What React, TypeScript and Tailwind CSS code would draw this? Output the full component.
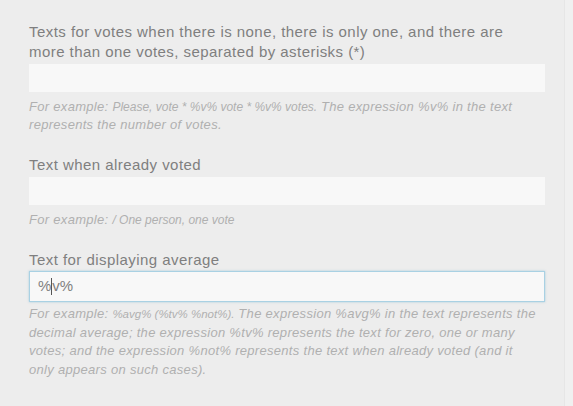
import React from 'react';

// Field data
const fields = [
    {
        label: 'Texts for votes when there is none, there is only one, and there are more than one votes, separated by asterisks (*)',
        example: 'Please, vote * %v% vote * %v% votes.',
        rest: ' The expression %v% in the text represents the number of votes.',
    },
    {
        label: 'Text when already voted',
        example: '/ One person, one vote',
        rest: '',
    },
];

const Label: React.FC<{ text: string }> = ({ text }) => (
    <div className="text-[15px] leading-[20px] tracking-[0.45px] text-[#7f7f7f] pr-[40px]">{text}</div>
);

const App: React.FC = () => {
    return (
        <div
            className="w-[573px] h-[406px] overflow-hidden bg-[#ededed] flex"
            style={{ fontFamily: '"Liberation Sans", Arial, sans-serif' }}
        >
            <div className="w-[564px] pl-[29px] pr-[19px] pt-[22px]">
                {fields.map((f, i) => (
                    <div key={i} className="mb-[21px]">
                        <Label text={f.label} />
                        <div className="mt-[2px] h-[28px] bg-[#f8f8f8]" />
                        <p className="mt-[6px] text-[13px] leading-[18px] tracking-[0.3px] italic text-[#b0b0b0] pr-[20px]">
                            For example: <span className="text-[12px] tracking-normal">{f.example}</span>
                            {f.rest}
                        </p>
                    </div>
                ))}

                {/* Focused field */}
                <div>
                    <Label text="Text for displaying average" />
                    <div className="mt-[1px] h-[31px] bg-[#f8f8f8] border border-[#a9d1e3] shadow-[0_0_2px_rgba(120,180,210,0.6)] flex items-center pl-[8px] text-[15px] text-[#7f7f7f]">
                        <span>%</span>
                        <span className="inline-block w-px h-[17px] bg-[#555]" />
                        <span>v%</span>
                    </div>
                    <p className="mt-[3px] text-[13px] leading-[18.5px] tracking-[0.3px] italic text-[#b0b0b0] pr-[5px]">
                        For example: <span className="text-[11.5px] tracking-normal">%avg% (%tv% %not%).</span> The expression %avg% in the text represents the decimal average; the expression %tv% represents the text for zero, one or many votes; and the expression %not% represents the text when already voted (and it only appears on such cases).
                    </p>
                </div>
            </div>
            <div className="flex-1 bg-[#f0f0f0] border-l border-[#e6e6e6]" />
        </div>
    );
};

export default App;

-*-

Transcribe the whole listing exactly. Pictures are excluded.

What React, TypeScript and Tailwind CSS code would draw this? Output the full component.
import React from 'react';

// Field data
const fields = [
    {
        label: 'Texts for votes when there is none, there is only one, and there are more than one votes, separated by asterisks (*)',
        example: 'Please, vote * %v% vote * %v% votes.',
        rest: ' The expression %v% in the text represents the number of votes.',
    },
    {
        label: 'Text when already voted',
        example: '/ One person, one vote',
        rest: '',
    },
];

const Label: React.FC<{ text: string }> = ({ text }) => (
    <div className="text-[15px] leading-[20px] tracking-[0.45px] text-[#7f7f7f] pr-[40px]">{text}</div>
);

const App: React.FC = () => {
    return (
        <div
            className="w-[573px] h-[406px] overflow-hidden bg-[#ededed] flex"
            style={{ fontFamily: '"Liberation Sans", Arial, sans-serif' }}
        >
            <div className="w-[564px] pl-[29px] pr-[19px] pt-[22px]">
                {fields.map((f, i) => (
                    <div key={i} className="mb-[21px]">
                        <Label text={f.label} />
                        <div className="mt-[2px] h-[28px] bg-[#f8f8f8]" />
                        <p className="mt-[6px] text-[13px] leading-[18px] tracking-[0.3px] italic text-[#b0b0b0] pr-[20px]">
                            For example: <span className="text-[12px] tracking-normal">{f.example}</span>
                            {f.rest}
                        </p>
                    </div>
                ))}

                {/* Focused field */}
                <div>
                    <Label text="Text for displaying average" />
                    <div className="mt-[1px] h-[31px] bg-[#f8f8f8] border border-[#a9d1e3] shadow-[0_0_2px_rgba(120,180,210,0.6)] flex items-center pl-[8px] text-[15px] text-[#7f7f7f]">
                        <span>%</span>
                        <span className="inline-block w-px h-[17px] bg-[#555]" />
                        <span>v%</span>
                    </div>
                    <p className="mt-[3px] text-[13px] leading-[18.5px] tracking-[0.3px] italic text-[#b0b0b0] pr-[5px]">
                        For example: <span className="text-[11.5px] tracking-normal">%avg% (%tv% %not%).</span> The expression %avg% in the text represents the decimal average; the expression %tv% represents the text for zero, one or many votes; and the expression %not% represents the text when already voted (and it only appears on such cases).
                    </p>
                </div>
            </div>
            <div className="flex-1 bg-[#f0f0f0] border-l border-[#e6e6e6]" />
        </div>
    );
};

export default App;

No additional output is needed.